In Thailand, some insurance companies encourage their corporate policy holders to develop HIV workplace programmes, and offer preferential rates to those customers that do. They have seen reduced costs as a result of healthier workforces, and gained new business by building a reputation for looking after their policy-holders.
Finally -- whether you are a business, an individual or a foundation -- you can contribute as financial donors. The total spending on AIDS prevention and care in low- and middle-income countries needs to rise to $10 billion each year. That is at least five times the amount that citizens, national governments and international donors are currently spending on the disease.
As a mechanism for mobilizing some of this extra money, a new channel has been created over the past year to support national programmes and strategies against AIDS and other infectious diseases. The Global Fund to Fight AIDS, Tuberculosis and Malaria is open to funds from both government and private donors. This Fund is not a traditional United Nations entity, but a new form of independent public-private partnership governed by a board of representatives from governments, the private sector, non-governmental organizations and foundations.
Only a year after it was proposed by the Secretary-General and others, the Global Fund is already operational. Contributions from both private and public donors stand at almost $2 billion. Two weeks ago, it announced its first round of grants -- a total of almost $400 million over two years going to 40 programmes for prevention and treatment in 31 severely affected countries. This already represents a significant increase in international spending to combat AIDS and other infectious diseases.

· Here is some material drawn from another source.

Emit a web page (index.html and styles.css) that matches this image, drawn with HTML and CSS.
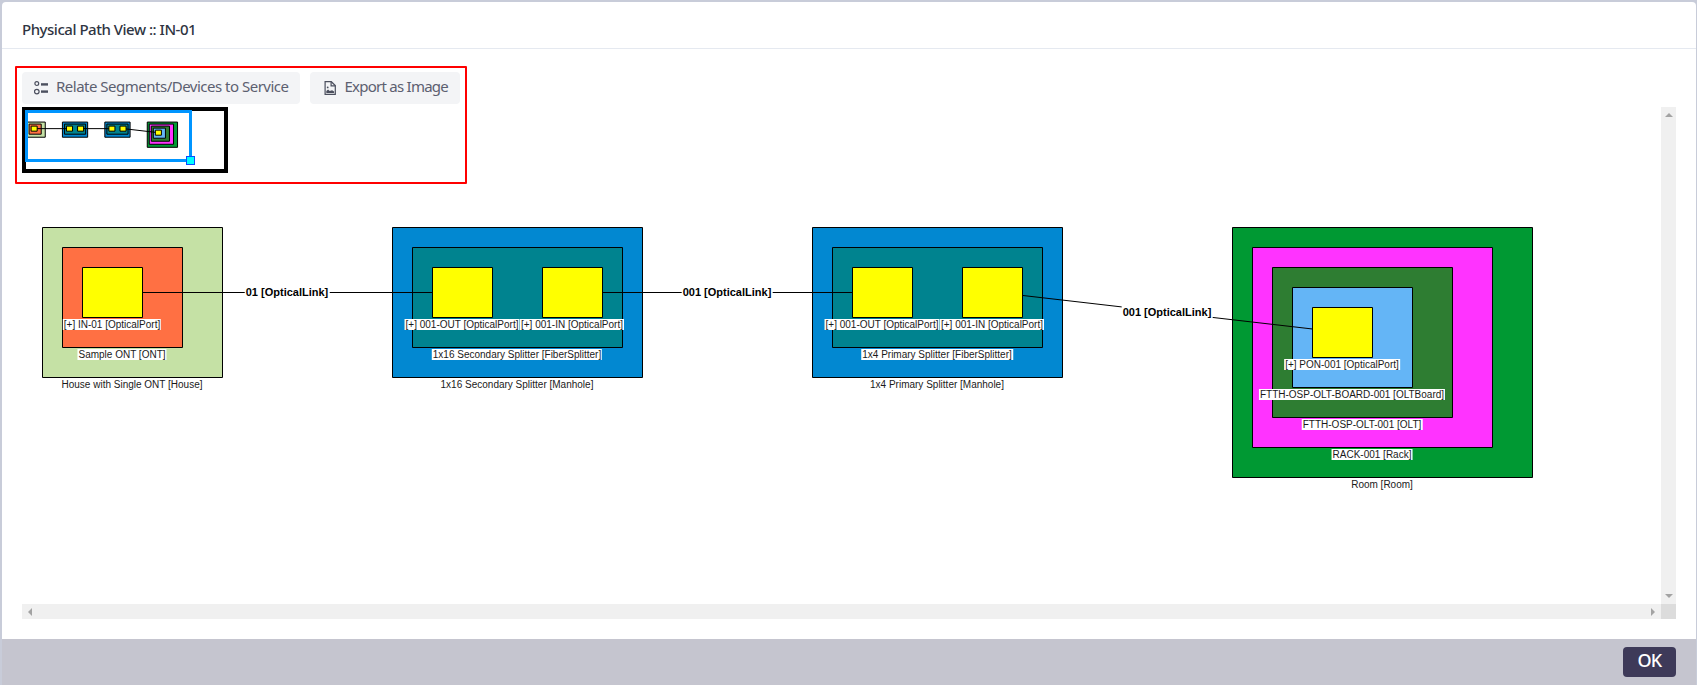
FILE: index.html
```html
<!DOCTYPE html>
<html lang="en">
<head>
  <meta charset="UTF-8" />
  <title>Physical Path View</title>
  <link rel="stylesheet" href="styles.css">
</head>
<body>

  <div class="dialog">
    <div class="dialog-header">Physical Path View :: IN-01</div>

    <div class="dialog-body">
      <div class="toolbar">
        <button class="tool-btn">
          <svg class="tool-icon" width="14" height="14" viewBox="0 0 14 14">
            <circle cx="2.8" cy="2.6" r="1.9" class="icon-ring"/>
            <circle cx="2.8" cy="10.6" r="2.3" class="icon-ring"/>
            <rect x="7" y="2.2" width="7" height="2.4" class="icon-fill"/>
            <rect x="7" y="9.4" width="7" height="2.4" class="icon-fill"/>
          </svg>
          <span class="tool-text">Relate Segments/Devices to Service</span>
        </button>
        <button class="tool-btn export-btn">
          <svg class="tool-icon" width="14" height="14" viewBox="-2.5 0 14 14">
            <path d="M.6 .7h6.2L10.8 4.6V13.3H.6Z" class="icon-ring"/>
            <path d="M6.6 .7V4.8h4.2" class="icon-ring"/>
            <path d="M1.8 12V10L3.6 8.4 5.2 10 7.6 9.2 9.6 10.4V12Z" class="icon-fill"/>
            <circle cx="3.2" cy="6.4" r=".9" class="icon-fill"/>
          </svg>
          <span class="tool-text">Export as Image</span>
        </button>
      </div>

      <div class="viewer">
        <div class="canvas">
          <svg class="diagram" width="1639" height="497">
            <g id="shapes">
              <!-- House -->
              <rect x="20.5" y="120.5" width="180" height="150" class="shape house"/>
              <rect x="40.5" y="140.5" width="120" height="100" class="shape ont"/>
              <rect x="60.5" y="160.5" width="60" height="50" class="shape port"/>
              <!-- Secondary splitter -->
              <rect x="370.5" y="120.5" width="250" height="150" class="shape manhole"/>
              <rect x="390.5" y="140.5" width="210" height="100" class="shape splitter"/>
              <rect x="410.5" y="160.5" width="60" height="50" class="shape port"/>
              <rect x="520.5" y="160.5" width="60" height="50" class="shape port"/>
              <!-- Primary splitter -->
              <rect x="790.5" y="120.5" width="250" height="150" class="shape manhole"/>
              <rect x="810.5" y="140.5" width="210" height="100" class="shape splitter"/>
              <rect x="830.5" y="160.5" width="60" height="50" class="shape port"/>
              <rect x="940.5" y="160.5" width="60" height="50" class="shape port"/>
              <!-- Room -->
              <rect x="1210.5" y="120.5" width="300" height="250" class="shape room"/>
              <rect x="1230.5" y="140.5" width="240" height="200" class="shape rack"/>
              <rect x="1250.5" y="160.5" width="180" height="150" class="shape olt"/>
              <rect x="1270.5" y="180.5" width="120" height="100" class="shape board"/>
              <rect x="1290.5" y="200.5" width="60" height="50" class="shape port"/>
              <!-- Links -->
              <line x1="120.5" y1="185.5" x2="410.5" y2="185.5" class="link"/>
              <line x1="580.5" y1="185.5" x2="830.5" y2="185.5" class="link"/>
              <line x1="1001" y1="188.5" x2="1290.5" y2="222" class="link"/>
            </g>
          </svg>

          <span class="label lbl-in01">[+] IN-01 [OpticalPort]</span>
          <span class="label lbl-ont">Sample ONT [ONT]</span>
          <span class="label plain lbl-house">House with Single ONT [House]</span>

          <span class="label lbl-a-out">[+] 001-OUT [OpticalPort]</span>
          <span class="label lbl-a-in">[+] 001-IN [OpticalPort]</span>
          <span class="label lbl-a-fs">1x16 Secondary Splitter [FiberSplitter]</span>
          <span class="label plain lbl-a-mh">1x16 Secondary Splitter [Manhole]</span>

          <span class="label lbl-b-out">[+] 001-OUT [OpticalPort]</span>
          <span class="label lbl-b-in">[+] 001-IN [OpticalPort]</span>
          <span class="label lbl-b-fs">1x4 Primary Splitter [FiberSplitter]</span>
          <span class="label plain lbl-b-mh">1x4 Primary Splitter [Manhole]</span>

          <span class="label lbl-pon">[+] PON-001 [OpticalPort]</span>
          <span class="label lbl-board">FTTH-OSP-OLT-BOARD-001 [OLTBoard]</span>
          <span class="label lbl-olt">FTTH-OSP-OLT-001 [OLT]</span>
          <span class="label lbl-rack">RACK-001 [Rack]</span>
          <span class="label plain lbl-room">Room [Room]</span>

          <span class="label link-label lbl-link1">01 [OpticalLink]</span>
          <span class="label link-label lbl-link2">001 [OpticalLink]</span>
          <span class="label link-label lbl-link3">001 [OpticalLink]</span>

          <!-- Outline -->
          <div class="minimap">
            <svg width="198" height="58">
              <use href="#shapes" transform="translate(-1 -1.1) scale(0.101)"/>
              <rect x="113.5" y="16" width="2" height="3" class="gap"/>
              <rect x="0.5" y="0.5" width="164" height="49" class="outline"/>
              <rect x="160.5" y="45.5" width="8" height="8" class="outline-handle"/>
            </svg>
          </div>
        </div>

        <div class="scroll-v">
          <span class="arrow arrow-up"></span>
          <span class="arrow arrow-down"></span>
        </div>
        <div class="scroll-h">
          <span class="arrow arrow-left"></span>
          <span class="arrow arrow-right"></span>
        </div>
        <div class="scroll-corner"></div>
      </div>

      <!-- Red highlight round the tools -->
      <div class="highlight"></div>
    </div>

    <div class="dialog-footer">
      <button class="ok-btn">OK</button>
    </div>
  </div>

</body>
</html>
```

FILE: styles.css
```css
html, body {
  height: 100%;
}

body {
  margin: 0;
  padding: 2px 1px 0 2px;
  box-sizing: border-box;
  background-color: #c8ccd9;
  overflow: hidden;
  font-family: "Noto Sans", sans-serif;
}

.dialog {
  height: 100%;
  display: flex;
  flex-direction: column;
  background-color: #fff;
  border-radius: 4px 4px 0 0;
}

.dialog-header {
  height: 47px;
  box-sizing: border-box;
  flex: none;
  display: flex;
  align-items: center;
  padding: 8px 20px 0;
  border-bottom: 1px solid #e5e9f0;
  color: #2f3542;
  font-size: 15px;
  font-weight: 500;
  letter-spacing: -0.48px;
}

.dialog-body {
  flex: 1;
  min-height: 0;
  position: relative;
  display: flex;
  flex-direction: column;
  gap: 3px;
  padding: 23px 20px 20px;
}

.toolbar {
  flex: none;
  display: flex;
  gap: 10px;
}

.tool-btn {
  height: 32px;
  display: flex;
  align-items: center;
  gap: 8px;
  padding: 0 12px;
  border: none;
  border-radius: 4px;
  background-color: #f3f4f6;
  color: #5c6070;
  font-family: "Noto Sans", sans-serif;
  font-size: 15px;
  letter-spacing: -0.5px;
  cursor: pointer;
}

.export-btn {
  letter-spacing: -0.75px;
}

.tool-text {
  margin-bottom: 4px;
}

.icon-ring {
  fill: none;
  stroke: #4b4f5e;
  stroke-width: 1.2;
}

.icon-fill {
  fill: #4b4f5e;
}

.viewer {
  flex: 1;
  min-height: 0;
  display: grid;
  grid-template-columns: 1fr 15px;
  grid-template-rows: 1fr 15px;
}

.canvas {
  position: relative;
  overflow: hidden;
}

.diagram {
  display: block;
}

.shape {
  stroke: #000;
  stroke-width: 1;
  vector-effect: non-scaling-stroke;
}

.house { fill: #c5e1a5; }
.ont { fill: #ff7043; }
.port { fill: #ffff00; }
.manhole { fill: #0288d1; }
.splitter { fill: #00838f; }
.room { fill: #009933; }
.rack { fill: #ff33ff; }
.olt { fill: #2e7d32; }
.board { fill: #64b5f6; }

.link {
  stroke: #000;
  stroke-width: 1;
  vector-effect: non-scaling-stroke;
}

.label {
  position: absolute;
  transform: translateX(-50%);
  padding: 0 1px;
  background-color: #fff;
  color: #1a1a1a;
  font-family: "Liberation Sans", Arial, sans-serif;
  font-size: 10px;
  line-height: 11px;
  white-space: nowrap;
}

.label.plain {
  background-color: transparent;
}

.link-label {
  color: #000;
  font-size: 11px;
  font-weight: bold;
  line-height: 13px;
}

.lbl-in01 { left: 90px; top: 212px; }
.lbl-ont { left: 100px; top: 242px; }
.lbl-house { left: 110px; top: 272px; }

.lbl-a-out { left: 440px; top: 212px; }
.lbl-a-in { left: 550px; top: 212px; }
.lbl-a-fs { left: 495px; top: 242px; }
.lbl-a-mh { left: 495px; top: 272px; }

.lbl-b-out { left: 860px; top: 212px; }
.lbl-b-in { left: 970px; top: 212px; }
.lbl-b-fs { left: 915px; top: 242px; }
.lbl-b-mh { left: 915px; top: 272px; }

.lbl-pon { left: 1320px; top: 252px; }
.lbl-board { left: 1330px; top: 282px; }
.lbl-olt { left: 1340px; top: 312px; }
.lbl-rack { left: 1350px; top: 342px; }
.lbl-room { left: 1360px; top: 372px; }

.lbl-link1 { left: 265px; top: 179px; }
.lbl-link2 { left: 705px; top: 179px; }
.lbl-link3 { left: 1145px; top: 199px; }

.minimap {
  position: absolute;
  left: 0;
  top: 0;
  width: 198px;
  height: 58px;
  border: 4px solid #000;
  background-color: #fff;
}

.minimap svg {
  display: block;
  overflow: visible;
}

.gap {
  fill: #fff;
}

.outline {
  fill: none;
  stroke: #0095ff;
  stroke-width: 3;
}

.outline-handle {
  fill: #00ffff;
  stroke: #0a4cff;
  stroke-width: 1;
}

.scroll-v {
  display: flex;
  flex-direction: column;
  justify-content: space-between;
  align-items: center;
  padding: 6px 0;
  background-color: #f0f0f0;
}

.scroll-h {
  display: flex;
  justify-content: space-between;
  align-items: center;
  padding: 0 6px;
  background-color: #f0f0f0;
}

.scroll-corner {
  background-color: #dcdcdc;
}

.arrow {
  width: 0;
  height: 0;
  border-style: solid;
  border-color: transparent;
}

.arrow-up {
  border-width: 0 4px 4px;
  border-bottom-color: #a3a3a3;
}

.arrow-down {
  border-width: 4px 4px 0;
  border-top-color: #a3a3a3;
}

.arrow-left {
  border-width: 4px 4px 4px 0;
  border-right-color: #a3a3a3;
}

.arrow-right {
  border-width: 4px 0 4px 4px;
  border-left-color: #a3a3a3;
}

.highlight {
  position: absolute;
  left: 13px;
  top: 17px;
  width: 448px;
  height: 114px;
  border: 2px solid #ff0000;
  border-radius: 1px;
  pointer-events: none;
}

.dialog-footer {
  height: 46px;
  flex: none;
  display: flex;
  justify-content: flex-end;
  align-items: center;
  padding-right: 20px;
  background-color: #c5c5cf;
}

.ok-btn {
  width: 53px;
  height: 30px;
  padding: 0 0 4px;
  border: none;
  border-radius: 4px;
  background-color: #3e3a59;
  color: #fff;
  font-family: "Noto Sans", sans-serif;
  font-size: 18px;
  font-weight: 500;
  letter-spacing: -0.8px;
  cursor: pointer;
}
```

You can also donate to the various United Nations entities working jointly under the umbrella of the Joint United Nations Programme on HIV/AIDS (UNAIDS). The United Nations Children's Fund (UNICEF) runs programmes for children's health, school AIDS education, and the prevention of mother-to-child HIV transmission. The United Nations Population Fund (UNFPA) works for reproductive health, including family planning and the prevention and management of sexually transmitted diseases. The World Health Organization (WHO) provides medical advice to health ministries in developing countries through standards, guidelines and research.
You can also contribute to a wide range of non-governmental organizations -- many of which have built up outstanding experience in developing countries and work hand in hand with United Nations organizations. And you can team up as partners to foundations -- including the UN Foundation, which has invested some $45 million over the past four years in projects to curb the spread of AIDS.
Ladies and gentlemen, only through a truly global alliance will AIDS be defeated. In our shrinking world, all of us need to be involved in the solution because -- one way or another, sooner or later -- all of us will be involved in the problem.
Business represents one of the most powerful forces in the world, but it has yet to be fully utilized in this fight. It is high time we tapped its strengths to the full.
Of course, AIDS is, first and foremost, a humanitarian imperative. And so in this case, there is a happy convergence between doing good business and doing good. I hope you will seize that opportunity, and I thank you all for listening today.